Malala Yousafzai sendiri berhasil pulih dari tragedi penembakan oleh pejuang Taliban, meski hingga kini berdampak pada gerakan matanya yang sudah tak lagi sempurna. Bahkan sesekali ketika ia sedang berbicara, mata Malala Yousafzai tertutup.

Pada 25 Oktober 2011, Malala diberi nominasi dalam penghargaan International Children’s Peace Prize oleh Desmond Tutu, seorang aktivis asal Afrika Selatan. Dua bulan kemudian, pada 19 Desember 2011, gadis ini diberi penghargaan Pakistan’s National Youth Peace Prize oleh Perdana Menteri Yousaf Raza Gilani.
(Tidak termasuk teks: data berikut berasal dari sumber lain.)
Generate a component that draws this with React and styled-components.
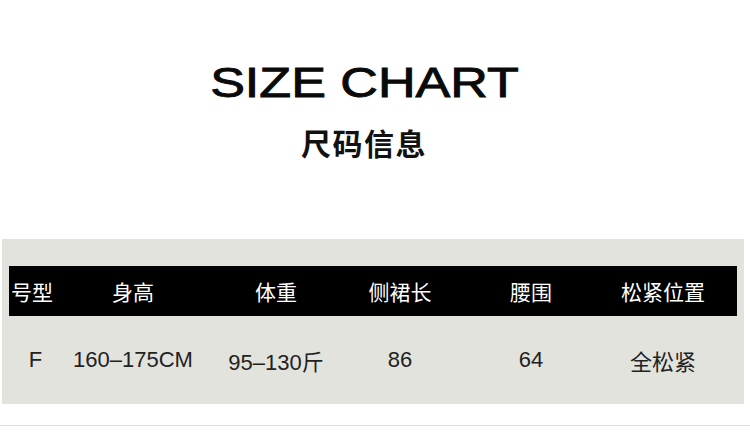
import React from "react";
import styled, { createGlobalStyle } from "styled-components";

const GlobalStyle = createGlobalStyle`
  html, body {
    margin: 0;
    padding: 0;
    background: #ffffff;
  }
`;

const Page = styled.div`
  width: 750px;
  display: flex;
  flex-direction: column;
  align-items: stretch;
`;

const TitleBlock = styled.div`
  display: flex;
  flex-direction: column;
  align-items: center;
  padding: 62px 22px 0 0;
`;

const Title = styled.h1`
  margin: 0;
  font-family: "Liberation Sans", Arial, sans-serif;
  font-weight: 400;
  font-size: 42px;
  line-height: 42px;
  color: #0a0a0a;
  -webkit-text-stroke: 0.9px #0a0a0a;
  transform: scaleX(1.24);
  white-space: nowrap;
`;

const SubTitle = styled.h2`
  margin: 23px 0 0 0;
  font-family: "Noto Sans CJK SC", sans-serif;
  font-weight: 700;
  font-size: 30px;
  line-height: 30px;
  letter-spacing: 1.5px;
  color: #111111;
`;

const Panel = styled.section`
  margin: 82px 6px 0 2px;
  height: 165px;
  box-sizing: border-box;
  padding: 27px 7px 0 7px;
  background: #e3e3de;
`;

const cols = "46px 156px 130px 118px 144px 120px 1fr";

const HeaderBar = styled.div`
  display: grid;
  grid-template-columns: ${cols};
  align-items: center;
  height: 50px;
  background: #000000;
`;

const DataRow = styled.div`
  display: grid;
  grid-template-columns: ${cols};
  align-items: center;
  height: 87px;
`;

const Cell = styled.div`
  text-align: center;
  white-space: nowrap;
  font-family: "Liberation Sans", Arial, "Noto Sans CJK SC", sans-serif;
  font-size: ${(p) => (p.$head ? "21px" : "22px")};
  color: ${(p) => (p.$head ? "#ffffff" : "#222222")};
  padding-left: ${(p) => p.$shift || 0}px;
`;

const Rule = styled.hr`
  margin: 21px 0 0 0;
  border: none;
  height: 1px;
  background: #dddddd;
`;

const headers = ["号型", "身高", "体重", "侧裙长", "腰围", "松紧位置"];
const values = ["F", "160–175CM", "95–130斤", "86", "64", "全松紧"];

export default function App() {
  return (
    <>
      <GlobalStyle />
      <Page>
        <TitleBlock>
          <Title>SIZE CHART</Title>
          <SubTitle>尺码信息</SubTitle>
        </TitleBlock>
        <Panel>
          <HeaderBar>
            {headers.map((h) => (
              <Cell key={h} $head>
                {h}
              </Cell>
            ))}
          </HeaderBar>
          <DataRow>
            {values.map((v, i) => (
              <Cell key={v} $shift={i === 0 ? 7 : 0}>
                {v}
              </Cell>
            ))}
          </DataRow>
        </Panel>
        <Rule />
      </Page>
    </>
  );
}
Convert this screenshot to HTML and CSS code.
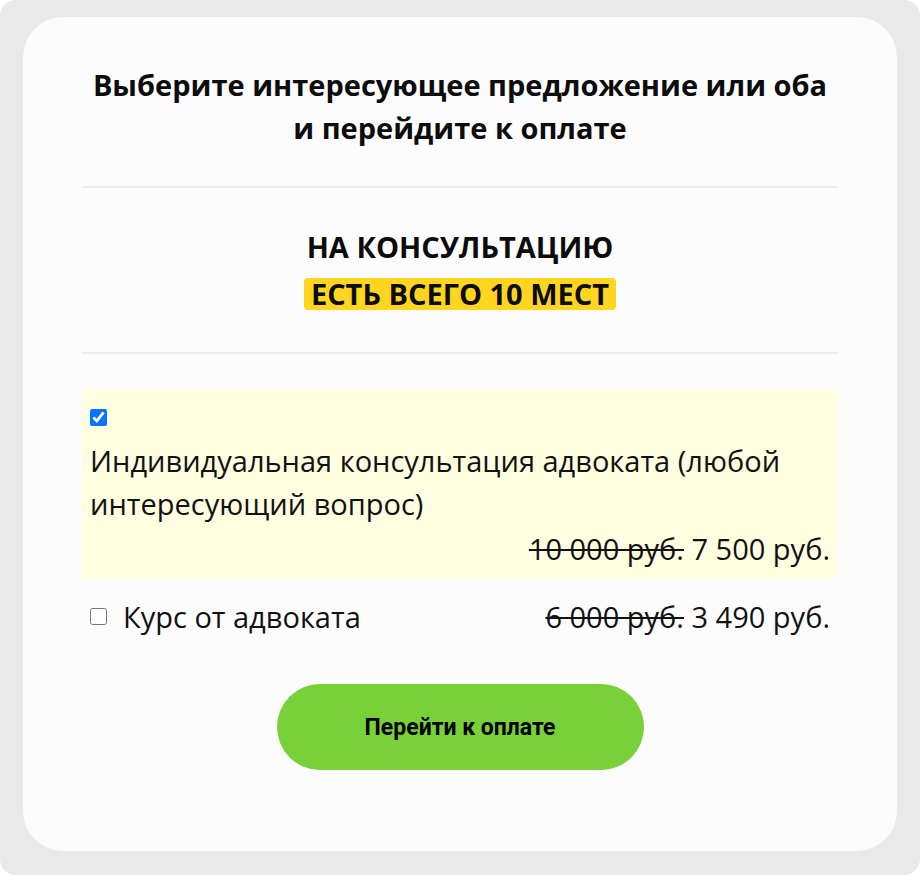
FILE: index.html
```html
<!DOCTYPE html>
<html lang="ru">
<head>
  <meta charset="UTF-8" />
  <title>Выбор предложения</title>
  <link rel="stylesheet" href="styles.css">
</head>
<body>

  <div class="wrap">
    <div class="card">
      <h2 class="title">Выберите интересующее предложение или оба<br>и перейдите к оплате</h2>

      <hr class="divider" />

      <h3 class="subtitle">
        <span class="subtitle-line">НА КОНСУЛЬТАЦИЮ</span>
        <span class="mark">ЕСТЬ ВСЕГО 10 МЕСТ</span>
      </h3>

      <hr class="divider divider-last" />

      <label class="offer offer-active">
        <span class="offer-check"><input type="checkbox" checked /></span>
        <span class="offer-name">Индивидуальная консультация адвоката (любой интересующий вопрос)</span>
        <span class="offer-price"><s>10 000 руб.</s> 7 500 руб.</span>
      </label>

      <label class="offer offer-row">
        <span class="offer-left">
          <input type="checkbox" />
          <span class="offer-name">Курс от адвоката</span>
        </span>
        <span class="offer-price"><s>6 000 руб.</s> 3 490 руб.</span>
      </label>

      <div class="actions">
        <button class="pay-btn">Перейти к оплате</button>
      </div>
    </div>
  </div>

</body>
</html>
```

FILE: styles.css
```css
* {
  box-sizing: border-box;
}

html, body {
  margin: 0;
  background: #ffffff;
}

body {
  font-family: 'Open Sans', 'Noto Sans', sans-serif;
  color: #111;
}

.wrap {
  height: 875px;
  background: #e9e9e9;
  border-radius: 16px;
  padding: 17px 23px 24px;
}

.card {
  height: 100%;
  background: #fdfcfd;
  border-radius: 40px;
  padding: 46px 59px 0;
}

.title {
  margin: 0;
  font-size: 29px;
  font-weight: 700;
  line-height: 43px;
  text-align: center;
  color: #0c0c0c;
}

.divider {
  border: none;
  height: 2px;
  background: #eeedee;
  margin: 37px 0 36px;
}

.divider-last {
  margin: 35px 0 35px;
}

/* two centered lines, second one on a yellow marker */
.subtitle {
  margin: 0;
  display: flex;
  flex-direction: column;
  align-items: center;
  font-size: 29px;
  font-weight: 700;
  color: #0c0c0c;
}

.subtitle-line {
  line-height: 46px;
}

.mark {
  margin: 8px 0 7px;
  line-height: 32px;
  background: #ffd51f;
  border-radius: 4px;
  padding: 0 7px;
}

.offer {
  display: block;
  font-size: 29px;
  line-height: 43px;
  cursor: pointer;
}

.offer input[type="checkbox"] {
  width: 17px;
  height: 17px;
  margin: 0;
  vertical-align: middle;
}

.offer-active {
  background: #fffee0;
  padding: 7px 8px 9px;
}

.offer-check {
  display: flex;
  align-items: center;
  height: 43px;
}

.offer-name {
  display: block;
}

.offer-active .offer-price {
  display: block;
  margin-top: 2px;
  text-align: right;
}

.offer-row {
  display: flex;
  justify-content: space-between;
  align-items: center;
  padding: 0 8px;
  margin-top: 16px;
}

.offer-left {
  display: flex;
  align-items: center;
  gap: 16px;
}

.offer-price s {
  text-decoration-thickness: 2px;
}

.actions {
  display: flex;
  justify-content: center;
  margin-top: 46px;
}

.pay-btn {
  width: 367px;
  height: 86px;
  border: none;
  border-radius: 43px;
  background: #79d13a;
  color: #000;
  font-family: Roboto, sans-serif;
  font-weight: 700;
  font-size: 23px;
  cursor: pointer;
}

.pay-btn:hover {
  background: #6cc22f;
}
```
Tahun 2013, Malala Yousafzai menulis sebuah buku yang berjudul, I Am Malala: The Girl Who Stood Up for Education and Was Shot by the Taliban. Di dalam bukunya, Malala mengatakan dia lebih suka dikenang sebagai seorang anak perempuan yang memperjuangkan kesamaan hak pendidikan terhadap anak perempuan (di seluruh dunia) daripada dikenang sebagai seorang anak perempuan yang pernah ditembak Taliban.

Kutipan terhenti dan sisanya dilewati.